LAHORE: The trade between Pakistan and India continued to suffer, but still mostly skewed in India’s favour in the first half of 2019-20.
The latest data issued by the State Bank of Pakistan shows that bilateral trade volume plunged in the first half of this fiscal year.
Pakistan’s exports to India during the period came in at an insignificant $16.8 million as compared to $213m in first half of 2018-19.
Meanwhile, imports from India also fell to $286.6m as against $865m in the same period. As a result, Pakistan’s trade deficit with the eastern neighbour amounted to $269.8m.
Similarly, imports from China — the country’s largest trade partner — fell to $4.8 billion during July-December versus $5bn in same period last year. However, exports slightly rose to $936m, up from $889m in 1HFY19. This meant a trade balance with China at a negative $864bn.
With the second largest partner, the United Arab Emirates, there was some improvement as exports to the Gulf country increased to $827m in 1HFY20, from $638m. This was driven by a significant decline in imports to $3.6bn, down from $5bn.
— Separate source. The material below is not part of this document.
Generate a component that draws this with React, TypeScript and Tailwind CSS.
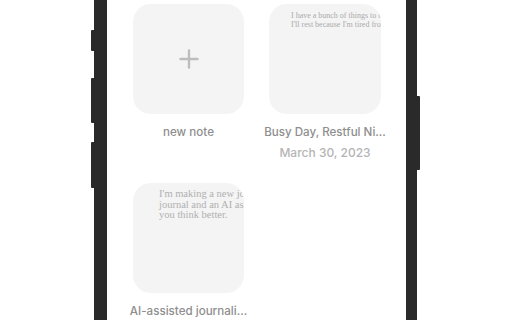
import React from 'react';

type Note = { title: string; date?: string; lines?: string[]; small?: boolean; isNew?: boolean };

const notes: Note[] = [
  { title: 'new note', isNew: true },
  {
    title: 'Busy Day, Restful Ni...',
    date: 'March 30, 2023',
    small: true,
    lines: ['I have a bunch of things to do today, and then', "I'll rest because I'm tired from all of it."],
  },
  {
    title: 'AI-assisted journali...',
    lines: ["I'm making a new journaling app, a", 'journal and an AI asks questions to help', 'you think better.'],
  },
];

function PlusIcon() {
  return (
    <svg width="20" height="20" viewBox="0 0 20 20" fill="none">
      <path d="M10 1.5v17M1.5 10h17" stroke="#bdbdbd" strokeWidth="2.4" strokeLinecap="round" />
    </svg>
  );
}

function NoteCard({ note }: { note: Note }) {
  return (
    <div className="flex flex-col items-center">
      <div className="w-full h-[110px] rounded-[18px] bg-[#f4f4f4] overflow-hidden">
        {note.isNew ? (
          <div className="w-full h-full flex items-center justify-center">
            <PlusIcon />
          </div>
        ) : note.small ? (
          <div className="pl-[22px] pt-[8px] text-[8px] leading-[8.5px] text-[#aaaaaa] whitespace-nowrap [font-family:'Liberation_Serif',serif]">
            {note.lines?.map((l) => <div key={l}>{l}</div>)}
          </div>
        ) : (
          <div className="pl-[26px] pt-[6px] text-[10.5px] leading-[10.5px] text-[#b0b0b0] whitespace-nowrap [font-family:'Liberation_Serif',serif]">
            {note.lines?.map((l) => <div key={l}>{l}</div>)}
          </div>
        )}
      </div>
      <div className="mt-[10px] text-[11.6px] leading-[16px] font-medium text-[#8e8e8e] whitespace-nowrap">{note.title}</div>
      {note.date && <div className="mt-[5px] text-[12px] leading-[16px] font-medium text-[#b5b5b5] whitespace-nowrap">{note.date}</div>}
    </div>
  );
}

export default function App() {
  return (
    <div className="w-[512px] h-[320px] bg-white overflow-hidden flex [font-family:Inter,'Liberation_Sans',sans-serif]">
      <div className="ml-[91px] flex h-full">
        {/* left side buttons */}
        <div className="w-[3px] h-full flex flex-col">
          <div className="h-[30px]" />
          <div className="h-[21px] bg-[#2a2a2a] rounded-l-[1px]" />
          <div className="h-[27px]" />
          <div className="h-[45px] bg-[#2a2a2a] rounded-l-[1px]" />
          <div className="h-[19px]" />
          <div className="h-[46px] bg-[#2a2a2a] rounded-l-[1px]" />
        </div>
        <div className="w-[13px] h-full bg-[#2a2a2a]" />
        {/* screen */}
        <div className="w-[299px] h-full bg-white pl-[26px] pt-[4px]">
          <div className="grid grid-cols-[111px_112px] gap-x-[25px] gap-y-[22px]">
            {notes.map((n) => (
              <NoteCard key={n.title} note={n} />
            ))}
          </div>
        </div>
        <div className="w-[11px] h-full bg-[#2a2a2a]" />
        <div className="w-[3px] h-full flex flex-col">
          <div className="h-[96px]" />
          <div className="h-[74px] bg-[#2a2a2a] rounded-r-[1px]" />
        </div>
      </div>
    </div>
  );
}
Pakistan has succeeded to drastically reduce the current account deficit mainly through cut in imports bill, which is also reflected in the above-mentioned two cases.
Exports to Afghanistan declined to $543m in 1HFY20, from $534m while imports fell to $77.7m, as compared to $85m in same period last year.
On the other hand, imports from Sri Lanka increased to $35.9m in July-December, from $26.5m whereas exports to the island state decreased to $155m versus $162m in corresponding half of 2018-19.
With Bangladesh, both imports and exports Bangladesh went down as the former edged lower to $24m in the six-month period, from $32m while the latter amounted to $369m, as against $378m in corresponding half of the previous year.
Despite efforts and incentives, exports couldn’t give the desired growth as exports of goods only inched up $529m to $12.391bn, from $11.862bn.
Similarly, the exports of services increased by just $158m to $2.738n in the first half of this fiscal year.
In contrast, imports of goods were cut by a massive $5.8bn to $22.2bn while those services by $224m to $4.533bn during the period.